Environmental efficiency grants help local farmers combat climate change

  • Phoenix Fruit Farm, located on Sabin Street in Belchertown, overlooks the Quabbin Reservoir and the Holyoke Range. GAZETTE STAFF/SARAH ROBERTSO—GAZETTE STAFF

  • Elly Vaughan, 39, purchased Phoenix Fruit Farm from Atkins Farm last year, and will use the grant money to install a drip irrigation system for the peach, pear and nectarine trees she plans to plant in the spring. GAZETTE STAFF/SARAH ROBERTSON

  • Ryan Voiland, a 39-year-old co-owner of Red Fire Farm, says replacing sprinklers with a drip irrigation system will help the family farm deal with droughts in the long term. SARAH VOILAND/Red Fire Farm

  • In the spring, drip irrigation will replace the sprinklers at Red Fire Farm in Granby, using about half as much water and saving on energy costs.  SARAH VOILAND/Red Fire Farm

Staff Writer
Published: 12/25/2017 10:59:08 PM

BELCHERTOWN — In the era of climate change, farmers are on the front lines, enduring droughts, severe weather and unpredictable conditions that threaten their crops and livelihoods.

Now, with help from the state, four Hampshire County farms will purchase new, environmentally efficient equipment to give them a better chance of surviving the changes to come.

“I think it’s really great that the state has these programs to support farms,” said Elly Vaughan, 32, owner of Phoenix Fruit Farm in Belchertown. “It’s been a key resource for me building a business in our first year.”

In addition to the Phoenix farm, other farms to receive grants include Mayval Farm of Westhampton, Red Fire Farm of Granby and Black Squirrel Farm of Amherst. Each farm received several thousand dollars each from the Agricultural Environmental Enhancement Program. Warner Farm of Sunderland, home of Mike’s Maze, also received a grant.

The Massachusetts Department of Agricultural Resources awarded 23 grants totaling $350,000 to farmers across the state to purchase equipment that will “prevent or mitigate direct impacts on water and air quality and ensure efficient water use.”

In the Valley, the grants will help farmers upgrade irrigation systems and purchase “no-till” equipment that helps promote healthy soil.

Before buying Phoenix Farm from Atkins Farm last year, Vaughan managed Red Fire Farm for seven years. She plans to use the $11,700 in grant money to install a well and drip irrigation system in a new orchard of peaches, nectarines and pear trees she plans to plant in the spring.

Drip irrigation systems are a network of underground hoses that use about half as much water as traditional overhead sprinklers and can water plants with the turn of a valve. Part of the cost for the project is replacing a gas-powered pump with an electric pump that will have to be connected to the electric grid.

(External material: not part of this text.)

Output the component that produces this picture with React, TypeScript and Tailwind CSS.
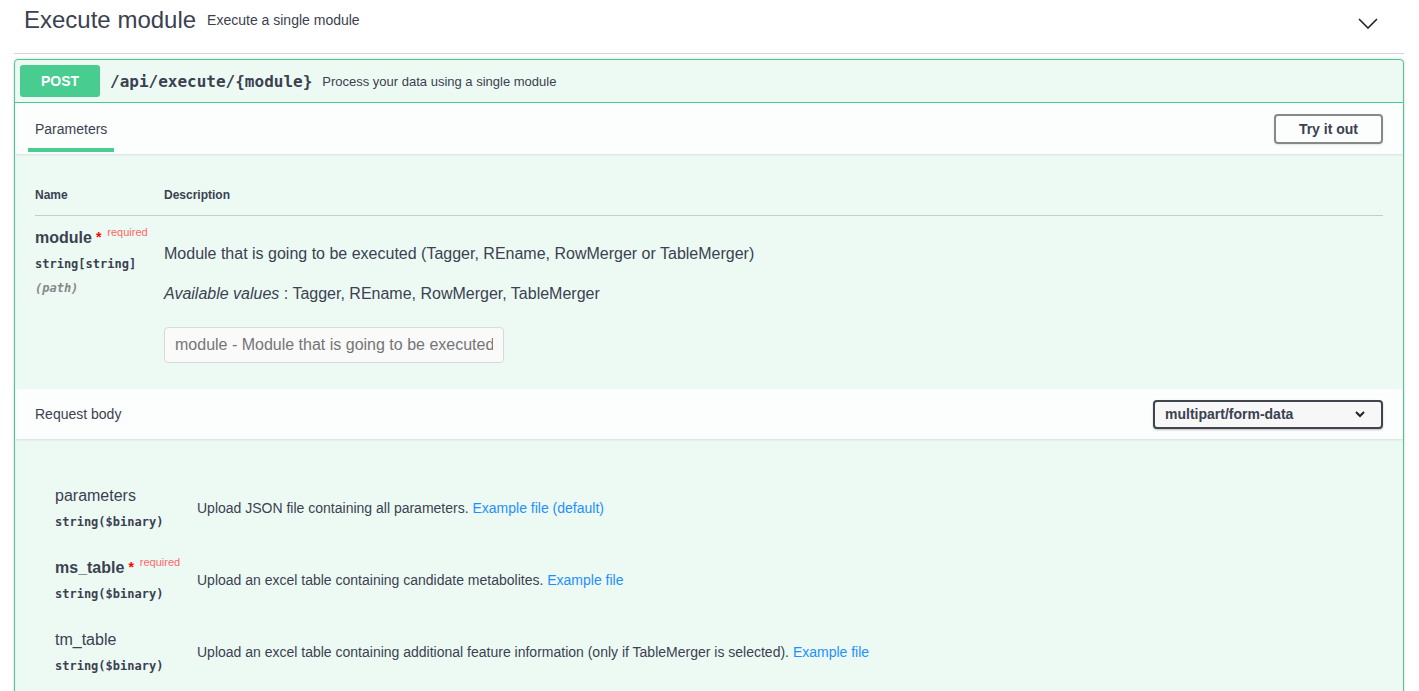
import React from 'react';

const sans = "font-['Liberation_Sans',Arial,sans-serif]";
const mono = "font-['DejaVu_Sans_Mono',monospace]";

function Chevron() {
  return (
    <svg width="20" height="11" viewBox="0 0 20 11" fill="none">
      <path d="M1 1 L10 10 L19 1" stroke="#222" strokeWidth="1.6" />
    </svg>
  );
}

function SmallChevron() {
  return (
    <svg width="10" height="7" viewBox="0 0 10 7" fill="none">
      <path d="M1 1 L5 5 L9 1" stroke="#222" strokeWidth="2" />
    </svg>
  );
}

function Required() {
  return (
    <>
      <span className="text-[#ff0000] text-[14px] leading-none font-bold ml-[4px] relative top-[-1px]">*</span>
      <span className="text-[#ff6666] text-[11px] leading-none font-normal ml-[6px] relative top-[-7px]">required</span>
    </>
  );
}

const bodyParams = [
  {
    name: 'parameters',
    required: false,
    desc: 'Upload JSON file containing all parameters.',
    link: 'Example file (default)',
  },
  {
    name: 'ms_table',
    required: true,
    desc: 'Upload an excel table containing candidate metabolites.',
    link: 'Example file',
  },
  {
    name: 'tm_table',
    required: false,
    desc: 'Upload an excel table containing additional feature information (only if TableMerger is selected).',
    link: 'Example file',
  },
];

export default function App() {
  return (
    <div className={`${sans} bg-white text-[#3b4151] pl-[14px] pr-[15px] h-[691px] overflow-hidden`}>
      {/* Tag heading */}
      <div className="flex items-center h-[54px] pb-[12px] pl-[10px] pr-[26px] border-b border-[#d3d5da]">
        <h3 className="text-[24px] leading-[30px] mt-[-2px]">Execute module</h3>
        <span className="text-[14px] ml-[11px] mt-[-1px]">Execute a single module</span>
        <div className="ml-auto mt-[6px]">
          <Chevron />
        </div>
      </div>

      {/* Operation block */}
      <div className="mt-[5px] border border-[#49cc90] rounded-[4px] bg-[#edfaf4] shadow-[0_0_3px_rgba(0,0,0,0.19)] min-h-[700px]">
        <div className="flex items-center p-[5px] border-b border-[#49cc90]">
          <span className="w-[80px] h-[32px] leading-[32px] rounded-[3px] bg-[#49cc90] text-white text-[14px] font-bold text-center">POST</span>
          <span className={`${mono} px-[10px] text-[16px] leading-[20px] font-bold mt-[1px]`}>/api/execute/{'{module}'}</span>
          <span className="text-[13px] mt-[1px]">Process your data using a single module</span>
        </div>

        {/* Parameters header */}
        <div className="flex items-center h-[51px] px-5 bg-[#fbfefd] shadow-[0_1px_2px_rgba(0,0,0,0.1)]">
          <div className="-ml-[7px] px-[7px] pt-[16px] pb-[11px] border-b-4 border-[#49cc90] text-[14px] leading-[16px]">Parameters</div>
          <button className="ml-auto mt-[1px] h-[30px] px-[23px] border-2 border-[#888] rounded-[4px] text-[14px] font-bold shadow-[0_1px_2px_rgba(0,0,0,0.1)]">Try it out</button>
        </div>

        {/* Parameters table */}
        <div className="px-5 pt-5">
          <div className="flex border-b border-[#c6cbd0] pt-[14px] pb-[12px] text-[12px] font-bold leading-[15px]">
            <div className="w-[129px]">Name</div>
            <div>Description</div>
          </div>
          <div className="flex pt-[12px] pb-[26px]">
            <div className="w-[129px]">
              <div className="text-[16px] font-bold leading-[20px] h-[20px] whitespace-nowrap">
                module
                <Required />
              </div>
              <div className={`${mono} mt-[4px] text-[12px] font-bold leading-[24px]`}>string[string]</div>
              <div className={`${mono} text-[12px] font-bold italic leading-[24px] text-[#888]`}>(path)</div>
            </div>
            <div className="pt-[16px] text-[16px]">
              <p className="leading-[19px]">Module that is going to be executed (Tagger, REname, RowMerger or TableMerger)</p>
              <p className="mt-[21px] leading-[19px]"><i>Available values</i> : Tagger, REname, RowMerger, TableMerger</p>
              <input
                className="mt-[24px] w-[340px] h-[36px] px-[10px] border border-[#d9d9d9] rounded-[4px] bg-[#fafafa] text-[16px] placeholder:text-[#757575] outline-none"
                placeholder="module - Module that is going to be executed"
              />
            </div>
          </div>
        </div>

        {/* Request body header */}
        <div className="flex items-center h-[50px] px-5 bg-[#fbfefd] shadow-[0_1px_2px_rgba(0,0,0,0.1)]">
          <div className="text-[14px]">Request body</div>
          <div className="ml-auto flex items-center w-[230px] h-[29px] pl-[10px] pr-[16px] border-2 border-[#41444e] rounded-[4px] bg-[#f7f7f7] shadow-[0_1px_2px_rgba(0,0,0,0.25)]">
            <span className="text-[14px] font-bold">multipart/form-data</span>
            <div className="ml-auto">
              <SmallChevron />
            </div>
          </div>
        </div>

        {/* Request body params */}
        <div className="pl-[40px] pr-5 pt-[35px]">
          {bodyParams.map((p, i) => (
            <div key={i} className="flex items-center py-[12px]">
              <div className="w-[142px]">
                <div className={`text-[16px] leading-[20px] h-[20px] whitespace-nowrap ${p.required ? 'font-bold' : ''}`}>
                  {p.name}
                  {p.required && <Required />}
                </div>
                <div className={`${mono} mt-[4px] text-[12px] font-bold leading-[24px]`}>string($binary)</div>
              </div>
              <div className="text-[14px] mt-[-4px]">
                {p.desc} <a className="text-[#1f8fff]">{p.link}</a>
              </div>
            </div>
          ))}
        </div>
      </div>
    </div>
  );
}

“We’ve had some unseasonably warm winters, and that seems to be becoming a pattern, and that’s concerning from a tree fruit point of view,” Vaughan said.

She said that warming temperatures will make the New England climate less hospitable to the region’s traditional apple orchards, but more suitable for southern fruits like the pears and peaches she plans to plant.

A particularly bad drought in the summer of 2016 prompted communities across the Valley to impose bans on nonessential outdoor water use and threatened farmers’ ability to water their crops.

For the owners of Red Fire Farm, that experience led to the rethinking of their entire irrigation system, which draws water from Stony Brook Creek.

“Summer of 2016 was a nonstop frustration, really, due to irrigation complications,” Ryan Voiland, 39, co-owner of the farm. “We realized how inadequate that old system was.”

With a $22,500 grant, the Voiland family will install a drip irrigation system and plant new peach trees. Black Squirrel Farm will also use $20,000 for a similar irrigation system upgrade.

“We’re really grateful they awarded us the grant, said Voiland. “It will really make a big difference for the farm in the long term.”

At Mayval Farm, a $22,500 grant will help purchase “no-till” equipment, a seeding machine that will plant cover crops to help keep more carbon and organic matter in the soil.

“No-till in general is being pushed as a good way to mitigate climate change by keeping carbon in the soil,” said Kate Parsons, 41, an eighth-generation owner of the family-run farm.

Unlike traditional seeders, no-till equipment can turn the soil and plant new seeds in one pass, cutting down on the need for fertilizers. The tool is especially helpful working in the rocky New England soil, Parsons added.

“If you can increase [organic matter] you are spending less money on fertilizer and you can have better crops,” Parsons said. “Then we will have higher yields and ultimately we might need less land.”

Parsons said the Mayval Farm is working to transition completely to a no-till farm. They expect the transition to take a few years, while the soil develops.

“We are striving to achieve a natural soil system,” Parsons said.